Rp1 Miliar Tahun 1990 Setara Rp50 Miliar Sekarang
Untuk menggambarkan besarnya nilai uang itu, pada 1990 harga satu unit rumah di kawasan elit Pondok Indah, Jakarta, hanya sekitar Rp80 juta. Artinya, dengan Rp1 miliar, Sayat bisa membeli setidaknya 12 rumah di sana. Sementara harga emas per gram hanya Rp20.000, sehingga Sayat bisa membeli 50 kg emas, yang jika dikonversi dengan harga emas saat ini (sekitar Rp1 juta per gram), nilainya mencapai Rp50 miliar.
Hadiah dijadwalkan akan diserahkan langsung oleh Menteri Politik, Hukum, dan HAM saat itu, Sudomo, di Jakarta.

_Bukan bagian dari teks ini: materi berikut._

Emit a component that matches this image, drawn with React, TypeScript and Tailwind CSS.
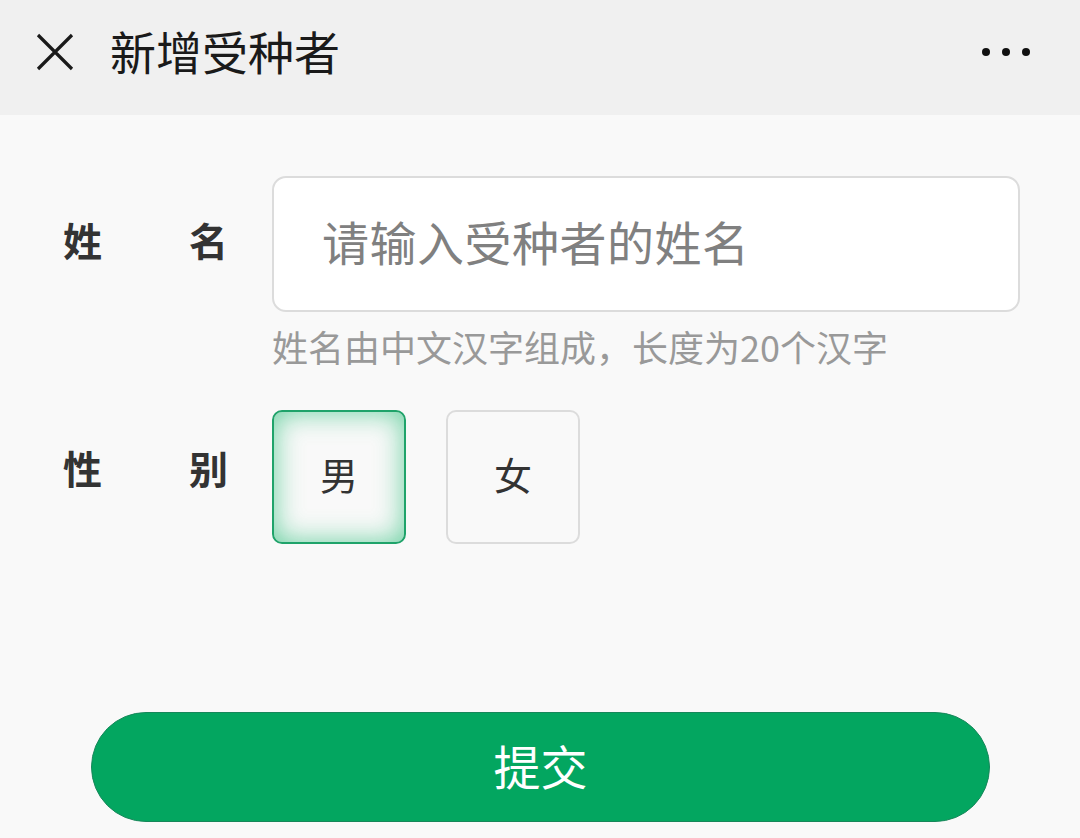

Namun berbeda dari cerita banyak pemenang lotre yang terlena dalam kemewahan sesaat, Sayat justru berpikir panjang. Ia tidak menghambur-hamburkan uangnya.
“Saya mau taruh setengahnya di deposito, sisanya buat beli rumah, dan jadi modal hidup anak-anak,” ungkapnya. Ia juga memastikan tidak akan ikut undian SDSB lagi. “Buat apa? Saya sudah cukup. Sekarang saya ingin lebih banyak ibadah dan bangun masjid.”
Antara Harapan dan Perjudian
Meskipun legal dan dikelola oleh pemerintah, program SDSB sejak awal menuai kontroversi. Banyak tokoh agama dan masyarakat menilai SDSB tak ubahnya praktik perjudian terselubung. Namun karena saat itu kupon dijual secara sah oleh pemerintah lewat Kementerian Sosial, masyarakat tetap membelinya dengan rasa percaya.
Sayat adalah satu dari segelintir orang yang benar-benar menang. Tapi kisahnya tak bisa dijadikan teladan, karena keberhasilan semacam itu lebih didasarkan pada keberuntungan, bukan usaha.
Akhirnya, setelah gelombang protes dari berbagai kalangan, pemerintah resmi menghentikan program SDSB pada tahun 1993. Keputusan itu menandai akhir dari satu bab kontroversial dalam sejarah kebijakan sosial Indonesia.